A from-scratch inference engine
Learn how LLM inference works — by building a tiny inference engine for Apple Silicon, and writing down what we figure out along the way.
Where we are
1 / 7 core milestones done · currently M1 — load the weights
The one-sentence version
Inference is: turn text into numbers, push those numbers through a big pile of matrix multiplications the model learned during training, and turn the result back into text — one token at a time, in a loop.
Everything else — KV caches, quantization, Metal kernels, MoE routing — is just making that loop correct, then fast, then small enough to fit. This site is the distilled map; the repo is where we build it.
The whole machine at a glance
An inference engine is a stack — from a chat loop at the top down to GPU threads at the bottom. Click any rung to see what it is, why it matters, and the milestone where we build it. Stop descending wherever it stops being interesting to you.
The outermost shell: a conversation is just a growing list of tokens. Out of scope for now — we want the engine underneath it first.
The loop that makes the model talk: run the forward pass, sample one token, append it, repeat until a stop token. This is where prefill and decode live (see below).
One full pass through the network turns a sequence of tokens into a score (logit) for every possible next token. Mostly matmuls.
The repeated unit. Attention lets each token mix in information from earlier tokens; the FFN transforms each token on its own. Stack it N times and you have the whole model body.
The actual math. Each named thing — RMSNorm, RoPE, attention, SwiGLU — is one tensor operation. This is the layer we hand-write.
Each tensor op becomes a small MSL program the GPU runs over thousands of threads. We submit them through raw Objective-C FFI — no wrapper crate — so nothing is hidden.
Weights are just numbers laid out in memory. How many bits each takes (quantization) decides whether the model fits — and, because decode is bandwidth-bound, how fast it runs.
The floor. We don’t build the GPU, but understanding its memory hierarchy is what makes the kernels above it fast.

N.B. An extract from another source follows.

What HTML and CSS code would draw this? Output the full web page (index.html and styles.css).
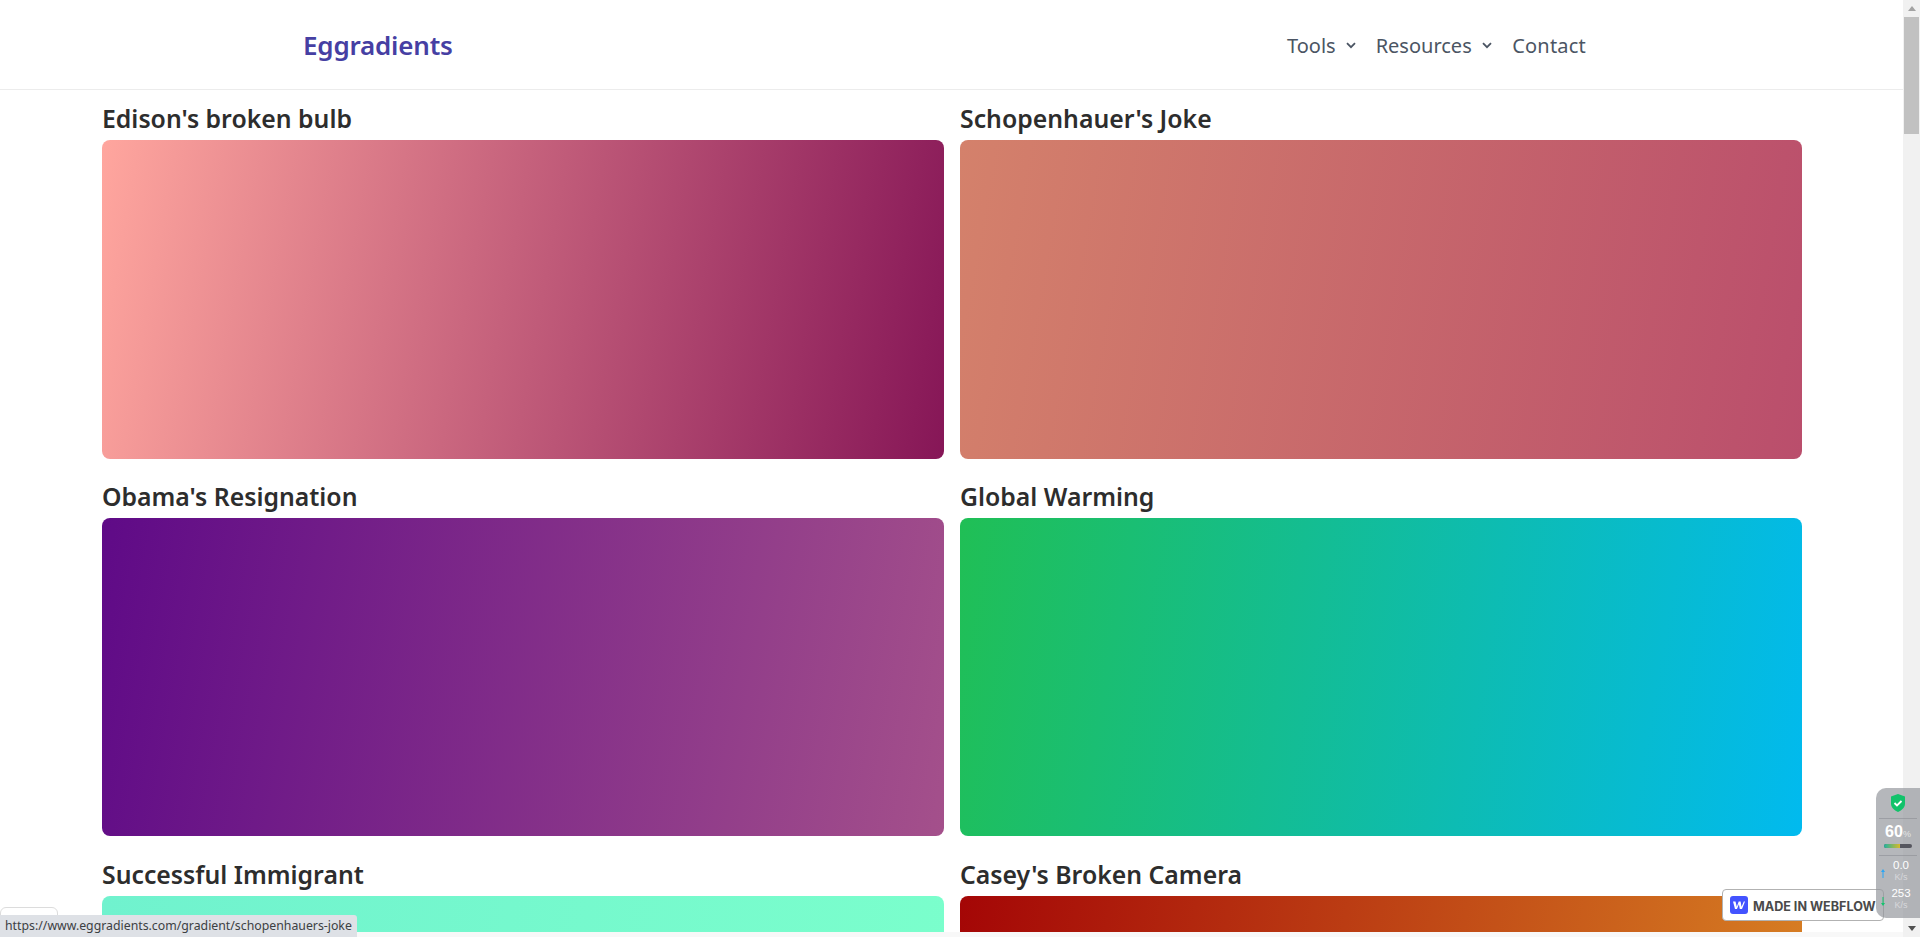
FILE: index.html
```html
<!DOCTYPE html>
<html lang="en">
<head>
<meta charset="utf-8">
<title>Eggradients</title>
<link rel="stylesheet" href="styles.css">
</head>
<body>
<div class="viewport">
  <div class="page">
    <header class="navbar">
      <a class="brand">Eggradients</a>
      <nav class="menu">
        <a class="menu-item">Tools <svg class="chev" viewBox="0 0 10 7"><path d="M1 1.200l4 4 4-4"/></svg></a>
        <a class="menu-item">Resources <svg class="chev" viewBox="0 0 10 7"><path d="M1 1.200l4 4 4-4"/></svg></a>
        <a class="menu-item contact">Contact</a>
      </nav>
    </header>
    <main class="grid">
      <section class="card"><h2>Edison's broken bulb</h2><div class="swatch g1"></div></section>
      <section class="card"><h2>Schopenhauer's Joke</h2><div class="swatch g2"></div></section>
      <section class="card"><h2>Obama's Resignation</h2><div class="swatch g3"></div></section>
      <section class="card"><h2>Global Warming</h2><div class="swatch g4"></div></section>
      <section class="card"><h2>Successful Immigrant</h2><div class="swatch g5"></div></section>
      <section class="card"><h2>Casey's Broken Camera</h2><div class="swatch g6"></div></section>
    </main>
  </div>
  <aside class="scrollbar">
    <svg class="arrow" viewBox="0 0 8 5"><path d="M4 0l4 5H0z"/></svg>
    <div class="thumb"></div>
    <svg class="arrow arrow-down" viewBox="0 0 8 5"><path d="M0 0h8L4 5z"/></svg>
  </aside>
  <div class="bottom-strip"></div>

  <div class="stub"></div>
  <div class="status">https://www.eggradients.com/gradient/schopenhauers-joke</div>

  <a class="webflow">
    <span class="wf-logo"><svg viewBox="0 0 18 18"><path d="M3 5.500h2.500l1.300 5.200 1.900-5.200h1.900l.9 5.200 2.300-5.200H15l-3 7.500H9.800l-.9-4.700L7 13H5z"/></svg></span>
    <span class="wf-text">MADE IN WEBFLOW</span>
  </a>

  <div class="meter">
    <svg class="shield" viewBox="0 0 14 18"><path class="shield-body" d="M7 0l7 2.500v7c0 4-3 6.800-7 8.500-4-1.700-7-4.500-7-8.500v-7z"/><path class="shield-tick" d="M3.500 9l2.500 2.500 4.500-4.500"/></svg>
    <div class="meter-line"></div>
    <div class="pct">60<small>%</small></div>
    <div class="bar"><span class="bar-fill"></span></div>
    <div class="meter-line lower"></div>
    <div class="speed first"><svg class="sp-arrow up" viewBox="0 0 4 9"><path d="M2 0l2 3H2.500v6h-1V3H0z"/></svg><div class="sp-val">0.0<small>K/s</small></div></div>
    <div class="speed"><svg class="sp-arrow down" viewBox="0 0 4 9"><path d="M2 9l2-3H2.500V0h-1v6H0z"/></svg><div class="sp-val">253<small>K/s</small></div></div>
  </div>
</div>
</body>
</html>
```
FILE: styles.css
```css
* { box-sizing: border-box; }
html, body { margin: 0; height: 100%; overflow: hidden; background: #fff; }
body { font-family: "Noto Sans", "Open Sans", sans-serif; }

.viewport {
  position: relative;
  height: 937px;
  display: grid;
  grid-template-columns: 1fr 17px;
  grid-template-rows: 932px 5px;
  overflow: hidden;
}

.page { overflow: hidden; }

.navbar {
  height: 90px;
  border-bottom: 1px solid #ececec;
  display: flex;
  align-items: center;
  padding: 0 0 0 303px;
}
.brand { font-size: 26px; font-weight: 600; color: #463fa3; letter-spacing: -0.2px; }
.menu { margin-left: auto; margin-right: 317px; margin-top: 2px; display: flex; gap: 20px; font-size: 20px; color: #4b5563; }
.menu-item { display: flex; align-items: center; gap: 10px; }
.contact { margin-left: 0.500px; letter-spacing: 0.200px; }
.chev { width: 10px; height: 7px; margin-top: -1px; fill: none; stroke: #4b5563; stroke-width: 1.800; }

.grid {
  display: grid;
  grid-template-columns: 842px 842px;
  column-gap: 16px;
  row-gap: 23.400px;
  padding: 14px 0 0 102px;
}
.card h2 { margin: 0; height: 36px; line-height: 29px; font-size: 24.800px; font-weight: 600; color: #2d2d2d; white-space: nowrap; }
.swatch { height: 318.500px; border-radius: 8px; }
.g1 { background: linear-gradient(100deg, #ffa69e, #861657); }
.g2 { background: linear-gradient(100deg, #d4816b, #ba4e6c); }
.g3 { background: linear-gradient(100deg, #5f0a87, #a4508b); }
.g4 { background: linear-gradient(100deg, #20bf55, #01baef); }
.g5 { background: linear-gradient(100deg, #70f2ce, #7bffcc); }
.g6 { background: linear-gradient(100deg, #a40606, #d98324); }

.scrollbar {
  grid-row: 1 / 3;
  grid-column: 2;
  background: #f1f1f1;
  display: flex;
  flex-direction: column;
  align-items: center;
}
.arrow { width: 8px; height: 5px; margin-top: 6px; fill: #a3a3a3; }
.thumb { width: 15px; height: 117px; margin-top: 6px; background: #c1c1c1; }
.arrow-down { margin-top: auto; margin-bottom: 6px; fill: #505050; }
.bottom-strip { grid-column: 1; grid-row: 2; background: #f8f8f8; }

.stub {
  position: absolute; left: 0; top: 907px; width: 58px; height: 30px;
  background: #fff; border: 1px solid #dcdcdc; border-radius: 6px 6px 0 0;
}
.status {
  position: absolute; left: 0; bottom: 0; height: 22px; width: 357px;
  padding: 0 0 0 5px;
  background: #dee1e6; border-radius: 0 3px 0 0;
  font: 12.300px/22px "Noto Sans", sans-serif;
  color: #3c4043; white-space: nowrap;
}

.webflow {
  position: absolute; left: 1722px; top: 889px; width: 162px; height: 32px;
  background: #fff; border: 1px solid #b2b2b2; border-radius: 4px;
  display: flex; align-items: center; gap: 5px; padding-left: 7px;
}
.wf-logo { width: 18px; height: 18px; background: #4353ff; border-radius: 3px; display: flex; flex: none; }
.wf-logo svg { width: 18px; height: 18px; fill: #fff; }
.wf-text { margin-top: 5px; font: 700 12.600px/1 "Inter", "Liberation Sans", sans-serif; color: #4a4a4a; white-space: nowrap; }

.meter {
  position: absolute; left: 1876px; top: 788px; width: 44px; height: 130px;
  background: rgba(150, 152, 158, .7);
  border-radius: 10px 0 0 10px;
  display: flex; flex-direction: column; align-items: center;
  color: #fff;
  font-family: "Liberation Sans", sans-serif;
}
.shield { width: 14px; height: 18px; margin-top: 6px; flex: none; }
.shield-body { fill: #12c26a; }
.shield-tick { fill: none; stroke: #fff; stroke-width: 1.800; }
.meter-line { width: 38px; height: 1px; margin-top: 6px; flex: none; background: rgba(140,142,148,.6); }
.pct { font-size: 16px; font-weight: 700; line-height: 18px; margin-top: 4px; }
.pct small { font-size: 9px; font-weight: 400; color: #e4e4e4; }
.bar { width: 28px; height: 4px; margin-top: 1px; flex: none; background: #55565e; border-radius: 2px; overflow: hidden; display: flex; }
.bar-fill { width: 16px; background: linear-gradient(90deg, #22b3a0, #d8b92a); }
.lower { margin-top: 7px; }
.speed { position: relative; width: 100%; margin-top: 4px; height: 24px; flex: none; }
.speed.first { margin-top: 3px; }
.sp-arrow { position: absolute; left: 5px; top: 10px; width: 4px; height: 9px; }
.up { fill: #2aa6f5; }
.down { fill: #14c46e; }
.sp-val { font-size: 11.500px; line-height: 13px; text-align: center; padding-left: 6px; }
.sp-val small { display: block; font-size: 9px; line-height: 11px; color: #d8d8dc; }
```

Follow one prompt through the machine
The same story as the ladder, told as a pipeline. Each stage names the milestone where we build it.
Split text into integer token IDs with a learned BPE
vocabulary. "hello world" → [15339, 1917].
Each token ID indexes a row of the embedding matrix — now the model works on numbers, not text.
Vectors flow through N identical blocks: norm → attention → norm → FFN, each with a residual add.
A last norm, then a big matmul against the vocabulary gives a score for every possible next token.
Softmax with temperature turns scores into probabilities; greedy or top-k/top-p picks one token.
Add the new token and loop — but only for the one new token, thanks to the KV cache. Stream to screen.
Why inference feels the way it does
Internalizing this split explains almost every performance decision in the engine.
Process the whole prompt at once. Many tokens → big matmuls → compute-bound. Fast per token — the “reading your question” phase.
~463 tok/s
Generate one token at a time. Each step touches all the weights to produce one token → memory-bandwidth-bound. The slow, one-word-at-a-time “typing the answer” phase.
~26 tok/s
Headline ds4 numbers on an M5 Max (q2): same model, ~18× difference —
because decode is gated by memory bandwidth, not math.
What makes it practical
Once the loop is correct, almost all of inference engineering is three ideas.
Don’t recompute the past. Cache each layer’s keys/values so decode does one token’s worth of work instead of reprocessing the whole sequence.
Store 16-bit weights in 8/4/2 bits with clever scaling. Shrinks memory and — because decode is bandwidth-bound — speeds it up.
Do the math on the GPU, tightly. Each op becomes an MSL shader we submit via raw FFI; kernel fusion is the key speed lever.
Who covers what
| Layer | IE (Kiely) | ds4 | Failed Star builds |
|---|---|---|---|
| Concepts / vocabulary | ✅ everything | — | — (we cite it) |
| Tokenizer | mentions | ds4.c (hash table) | M0 (Rust) |
| Forward pass | ✅ the math | ds4.c + metal/* | M2 (Rust + MSL) |
| Sampling | ✅ | softmax, argsort | M3 (Rust) |
| KV cache | ✅ §5.3 | ds4_kvstore.c + SSD | M4 (RAM-first) |
| Quantization | ✅ §5.1 | gguf-tools/ | M5 (8/4-bit) |
| Metal kernels | ✅ §4.1 | ds4_metal.m | M6 (raw FFI) |
| Multi-backend (CUDA/ROCm) | Ch 3–4 | ds4_cuda.cu | ❌ Metal only |
| Distributed / server / agent | Ch 7 | ds4_server.c | ❌ out of scope |
ds4 runs DeepSeek-V4-Flash (284B / 13B-active MoE).
Failed Star starts with a tiny dense model — so the comparison is
1:1 for fundamentals and divergent for the fancy parts, which is
exactly why those are late milestones.